Dr. Tenpenny became even more widely known nationally following her testimony during a recent Ohio House Health Committee hearing, where she alleged through misinformation that the COVID-19 vaccine leads to magnetism and causes metal objects to stick to one’s body.
“I’m sure you’ve seen the pictures all over the internet of people who have had these shots and now they’re magnetized. They can put a key on their forehead. It sticks. They can put spoons and forks all over them and they can stick,” Dr. Sherri Tenpenny, who practices in the Cleveland area, said in defense of House Bill 248.

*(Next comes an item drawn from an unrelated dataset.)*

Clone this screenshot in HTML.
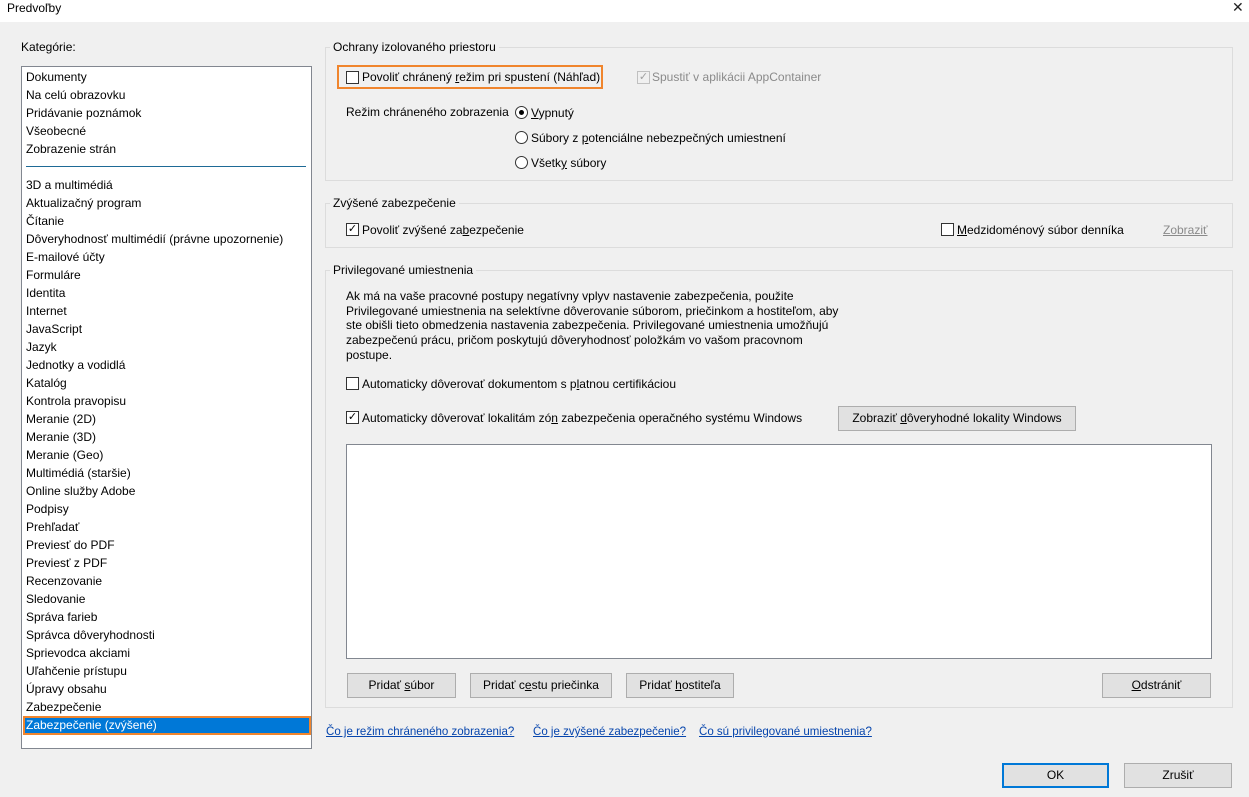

The Centers for Disease Control and Prevention debunked Dr. Tenpenny’s inaccurate claim:
“Receiving a COVID-19 vaccine will not make you magnetic, including at the site of vaccination which is usually your arm. COVID-19 vaccines do not contain ingredients that can produce an electromagnetic field at the site of your injection. All COVID-19 vaccines are free from metals such as iron, nickel, cobalt, lithium, and rare earth alloys, as well as any manufactured products such as microelectronics, electrodes, carbon nanotubes, and nanowire semiconductors. In addition, the typical dose for a COVID-19 vaccine is less than a milliliter, which is not enough to allow magnets to be attracted to your vaccination site even if the vaccine was filled with a magnetic metal.”
Dr. Tenpenny is a licensed physician who practices in the Cleveland area.